This is the first of a series of posts about Capacities app, the note-taking and knowledge management tool that I’ve been using for a few months now, and become more fond of as the time goes by.
There’s a lot to appreciate here, and like most new converts to a thing, I feel the need to proclaim its awesomeness to the world. Since there IS so much to appreciate, it seems best to make this an ongoing series, essentially one feature per post. That’s the plan.
But every series has to have a beginning. Why do I use Capacites, how did I get here, what do I use it for, and what were the MAIN things that made me make the leap?
I’ve tried a whole lot of the fancy note-taking apps out there, have used quite a few of them for a lengthy amount of time hoping they’d be my long term solution. I’ve learned about PKM and PARA and discovered that having a daily journal linking to topic pages and projects really is a great way for me to feel like I’m taming the infolanche.
All of these topics will likely get their own post eventually. This post starts with the core assumption:
I need a daily driver note app that can stretch to keeping track of stuff that I want to keep track of
For several years I used Obsidian, it ticked all the boxes for me. Private, offline, markdown, outliner, crosslinking, daily journal. Over my years of using Obsidian I learned about note-taking and information organization, bent the tool to my needs, and created a large and useful vault.
However, over time small limitations became more important as my needs became more refined.
So I started looking around for an app that would solve my largest annoyances. Discovered Capacities.io and was immediately charmed. A quick tryout and I was excited to give it a bit of a real trial, using Capacities as my daily driver rather than Obsidian.

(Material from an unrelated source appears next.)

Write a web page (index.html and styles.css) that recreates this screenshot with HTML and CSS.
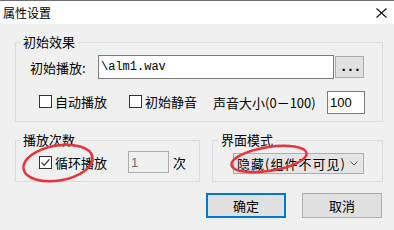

That was a few months ago, I’m still in the honeymoon phase, discovering more and more benefits to my life.
But what were the TWO things that sold me immediately?
Editable embeds
By far, my biggest annoyance with Obsidian is the inability to edit embedded docs. Yes, it’s great to link and embed one document to another, but to have to go back and forth window to window just to edit the thing really limited my ability to get into the whole linking concept fully.
Capacities solves that problem simply, out of the box, elegantly.
Create a Project object, link to Meeting objects and edit them while having the meeting, link Resource objects, People objects – you can open, close, and modify everything within that one Project object. It’s the way object linking should be!
And if you’re going to use the daily journal page to take and make notes, and link those notes to other notes, use those notes later in projects or meetings, you need to be able to link and edit all in one place.
With Capacities I just open the Daily Note object, make some notes, create a Page object embed, take notes on the Page, then later make other notes on the Daily Note object that aren’t related to the Page object, all in one place.
Daily Journal organization
Capacities understands and supports the daily journal focused work style, in a way that just makes sense – again, right out of the box.
- Objects with date properties (an Event object, for example) automatically show up on the journal day of that property
- Daily Note page automatically lists all the other objects you created that day
Just those two capabilities, the Editable Embed and the enhanced handling of Daily Notes was enough to make me think Capacities was worth a try. Because it was clear that it was on a par with Obsidian and Notion and all of the other big guys in the rest of the way, so was likely to have enough of the other stuff I needed. As time has gone on, I’ve found a LOT more that makes me love this software and greatly admire the company.
But those are topics for another day.